## WHAT IS ASKED
Transcribe each line of the material as it is, and drop any picture.

## GIVEN DATA
---------------

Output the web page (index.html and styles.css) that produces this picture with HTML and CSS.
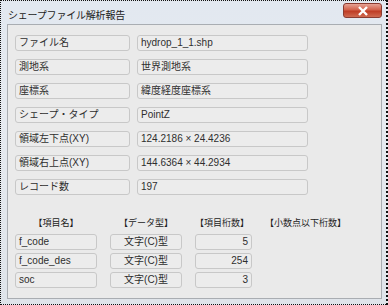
FILE: index.html
```html
<!DOCTYPE html>
<html lang="ja">
<head>
  <meta charset="UTF-8" />
  <title>シェープファイル解析報告</title>
  <link rel="stylesheet" href="styles.css">
</head>
<body>
  <div class="window">
    <div class="titlebar">
      <span class="title">シェープファイル解析報告</span>
      <button class="close-btn" type="button">
        <svg width="12" height="10" viewBox="0 0 12 10">
          <path d="M2 1 L10 9 M10 1 L2 9" stroke="#fff" stroke-width="2.4" fill="none" />
        </svg>
      </button>
    </div>
    <div class="client">
      <div class="info-grid">
        <div class="box">ファイル名</div><div class="box">hydrop_1_1.shp</div>
        <div class="box">測地系</div><div class="box">世界測地系</div>
        <div class="box">座標系</div><div class="box">緯度経度座標系</div>
        <div class="box">シェープ・タイプ</div><div class="box">PointZ</div>
        <div class="box">領域左下点(XY)</div><div class="box">124.2186 × 24.4236</div>
        <div class="box">領域右上点(XY)</div><div class="box">144.6364 × 44.2934</div>
        <div class="box">レコード数</div><div class="box">197</div>
      </div>

      <div class="field-grid">
        <div class="head center">【項目名】</div>
        <div class="head center">【データ型】</div>
        <div class="head">【項目桁数】</div>
        <div class="head">【小数点以下桁数】</div>

        <div class="box">f_code</div>
        <div class="box center">文字(C)型</div>
        <div class="box right">5</div>
        <div></div>

        <div class="box">f_code_des</div>
        <div class="box center">文字(C)型</div>
        <div class="box right">254</div>
        <div></div>

        <div class="box">soc</div>
        <div class="box center">文字(C)型</div>
        <div class="box right">3</div>
        <div></div>
      </div>
    </div>
  </div>
</body>
</html>
```

FILE: styles.css
```css
body {
  margin: 0;
  background: #fff;
  font-family: "Liberation Sans", "Noto Sans CJK JP", sans-serif;
  color: #2e2e2e;
}
.window {
  box-sizing: border-box;
  width: 388px;
  height: 305px;
  border: 1px dotted #111;
  border-right-width: 2px;
  background: linear-gradient(#e2e8f0, #e6eaf0 40%, #dfe4ea);
  padding: 0 4px 5px 6px;
  display: flex;
  flex-direction: column;
}
.titlebar {
  height: 23px;
  display: flex;
  align-items: flex-start;
  justify-content: space-between;
}
.title {
  font-family: "Noto Sans CJK JP", sans-serif;
  font-size: 10px;
  color: #222;
  margin-top: 6px;
  margin-left: 1px;
  letter-spacing: -0.2px;
}
.close-btn {
  width: 39px;
  height: 15px;
  margin-top: 2px;
  padding: 0;
  border: 1px solid #8a3b30;
  border-radius: 3px;
  background: linear-gradient(#e6a294, #d2624c 45%, #bf3c24 55%, #cf6a50);
  display: flex;
  align-items: center;
  justify-content: center;
}
.client {
  flex: 1;
  background: #eaeaea;
  border: 1px solid #a9adb2;
  padding: 10px 8px 0 7px;
}
.info-grid {
  display: grid;
  grid-template-columns: 115px 171px;
  column-gap: 7px;
  row-gap: 8px;
}
.box {
  box-sizing: border-box;
  height: 16px;
  border: 1px solid #c8c8c8;
  border-radius: 3px;
  background: #ececec;
  font-size: 10px;
  line-height: 14px;
  padding: 0 3px;
  white-space: nowrap;
  overflow: hidden;
}
.field-grid {
  margin-top: 21px;
  display: grid;
  grid-template-columns: 82px 72px 57px auto;
  column-gap: 13px;
  row-gap: 3px;
}
.head {
  font-family: "Noto Sans CJK JP", sans-serif;
  font-size: 9px;
  line-height: 13px;
  color: #222;
  white-space: nowrap;
  margin-bottom: 2px;
}
.center {
  text-align: center;
}
.right {
  text-align: right;
}
```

---------------

## SOLUTION BELOW
Output the web page (index.html and styles.css) that produces this picture with HTML and CSS.
FILE: index.html
```html
<!DOCTYPE html>
<html lang="ja">
<head>
  <meta charset="UTF-8" />
  <title>シェープファイル解析報告</title>
  <link rel="stylesheet" href="styles.css">
</head>
<body>
  <div class="window">
    <div class="titlebar">
      <span class="title">シェープファイル解析報告</span>
      <button class="close-btn" type="button">
        <svg width="12" height="10" viewBox="0 0 12 10">
          <path d="M2 1 L10 9 M10 1 L2 9" stroke="#fff" stroke-width="2.4" fill="none" />
        </svg>
      </button>
    </div>
    <div class="client">
      <div class="info-grid">
        <div class="box">ファイル名</div><div class="box">hydrop_1_1.shp</div>
        <div class="box">測地系</div><div class="box">世界測地系</div>
        <div class="box">座標系</div><div class="box">緯度経度座標系</div>
        <div class="box">シェープ・タイプ</div><div class="box">PointZ</div>
        <div class="box">領域左下点(XY)</div><div class="box">124.2186 × 24.4236</div>
        <div class="box">領域右上点(XY)</div><div class="box">144.6364 × 44.2934</div>
        <div class="box">レコード数</div><div class="box">197</div>
      </div>

      <div class="field-grid">
        <div class="head center">【項目名】</div>
        <div class="head center">【データ型】</div>
        <div class="head">【項目桁数】</div>
        <div class="head">【小数点以下桁数】</div>

        <div class="box">f_code</div>
        <div class="box center">文字(C)型</div>
        <div class="box right">5</div>
        <div></div>

        <div class="box">f_code_des</div>
        <div class="box center">文字(C)型</div>
        <div class="box right">254</div>
        <div></div>

        <div class="box">soc</div>
        <div class="box center">文字(C)型</div>
        <div class="box right">3</div>
        <div></div>
      </div>
    </div>
  </div>
</body>
</html>
```

FILE: styles.css
```css
body {
  margin: 0;
  background: #fff;
  font-family: "Liberation Sans", "Noto Sans CJK JP", sans-serif;
  color: #2e2e2e;
}
.window {
  box-sizing: border-box;
  width: 388px;
  height: 305px;
  border: 1px dotted #111;
  border-right-width: 2px;
  background: linear-gradient(#e2e8f0, #e6eaf0 40%, #dfe4ea);
  padding: 0 4px 5px 6px;
  display: flex;
  flex-direction: column;
}
.titlebar {
  height: 23px;
  display: flex;
  align-items: flex-start;
  justify-content: space-between;
}
.title {
  font-family: "Noto Sans CJK JP", sans-serif;
  font-size: 10px;
  color: #222;
  margin-top: 6px;
  margin-left: 1px;
  letter-spacing: -0.2px;
}
.close-btn {
  width: 39px;
  height: 15px;
  margin-top: 2px;
  padding: 0;
  border: 1px solid #8a3b30;
  border-radius: 3px;
  background: linear-gradient(#e6a294, #d2624c 45%, #bf3c24 55%, #cf6a50);
  display: flex;
  align-items: center;
  justify-content: center;
}
.client {
  flex: 1;
  background: #eaeaea;
  border: 1px solid #a9adb2;
  padding: 10px 8px 0 7px;
}
.info-grid {
  display: grid;
  grid-template-columns: 115px 171px;
  column-gap: 7px;
  row-gap: 8px;
}
.box {
  box-sizing: border-box;
  height: 16px;
  border: 1px solid #c8c8c8;
  border-radius: 3px;
  background: #ececec;
  font-size: 10px;
  line-height: 14px;
  padding: 0 3px;
  white-space: nowrap;
  overflow: hidden;
}
.field-grid {
  margin-top: 21px;
  display: grid;
  grid-template-columns: 82px 72px 57px auto;
  column-gap: 13px;
  row-gap: 3px;
}
.head {
  font-family: "Noto Sans CJK JP", sans-serif;
  font-size: 9px;
  line-height: 13px;
  color: #222;
  white-space: nowrap;
  margin-bottom: 2px;
}
.center {
  text-align: center;
}
.right {
  text-align: right;
}
```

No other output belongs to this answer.